Ah, human interaction.  We all need it, even if it’s just in small doses.  Hop over to a crowded local coffee shop, make some small talk with the barista, and get to eavesdropping on patrons beside you.  Whether you’re next to two suits discussing how ridiculous the afternoon’s Powerpoint was, or bachelorette party planners, you have got your healthy serving of socializing and incredible fodder for your story.

Don’t forget your notebook.

8.  You’re just not in the mood.  

Sometimes the candles wont be lit and the lightbulbs need replacing.  Sometimes, instead of rose petals, you’re surrounded by left over pizza crusts. Write anyways, because the desire to write grows with writing.

9.  It feels like work.  

Well, it is.

Fanciful notions of a bohemian or aristocratic lifestyle where you spend a few hours writing on a sunlit balcony (after a night of bumping shoulders and sharing witty banter with other elite artists) are not constructive.

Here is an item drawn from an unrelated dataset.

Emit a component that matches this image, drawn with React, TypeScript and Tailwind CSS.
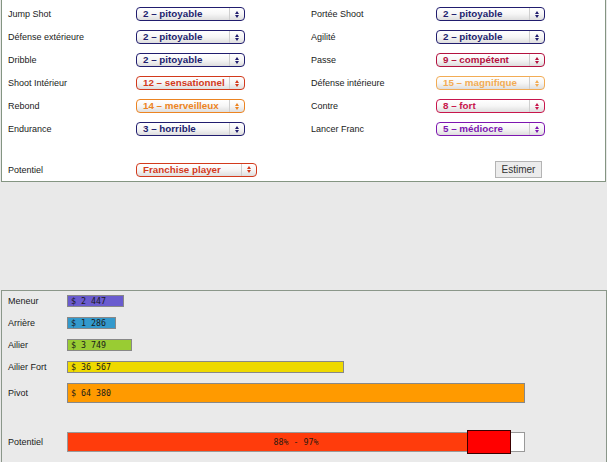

Writing is work.  You won’t always want to do it, and you won’t always be in the mood, but to be a writer, you have to push through it.  Anything worthwhile WILL take a little bit of work.

10.  You’re too busy kicking yourself for not writing sooner.

Okay, I lied.  This is not an acceptable reason for not writing, but it’s one so many writers  fall back on consistently.  We punish ourselves sulking over the time we spent re-watching Harry Potter and the Chamber of Secrets, and now that’s two hours gone that we could have spent writing.

Take a breath, forgive yourself and take advantage of the time you do have to write, right now.  It’s that easy.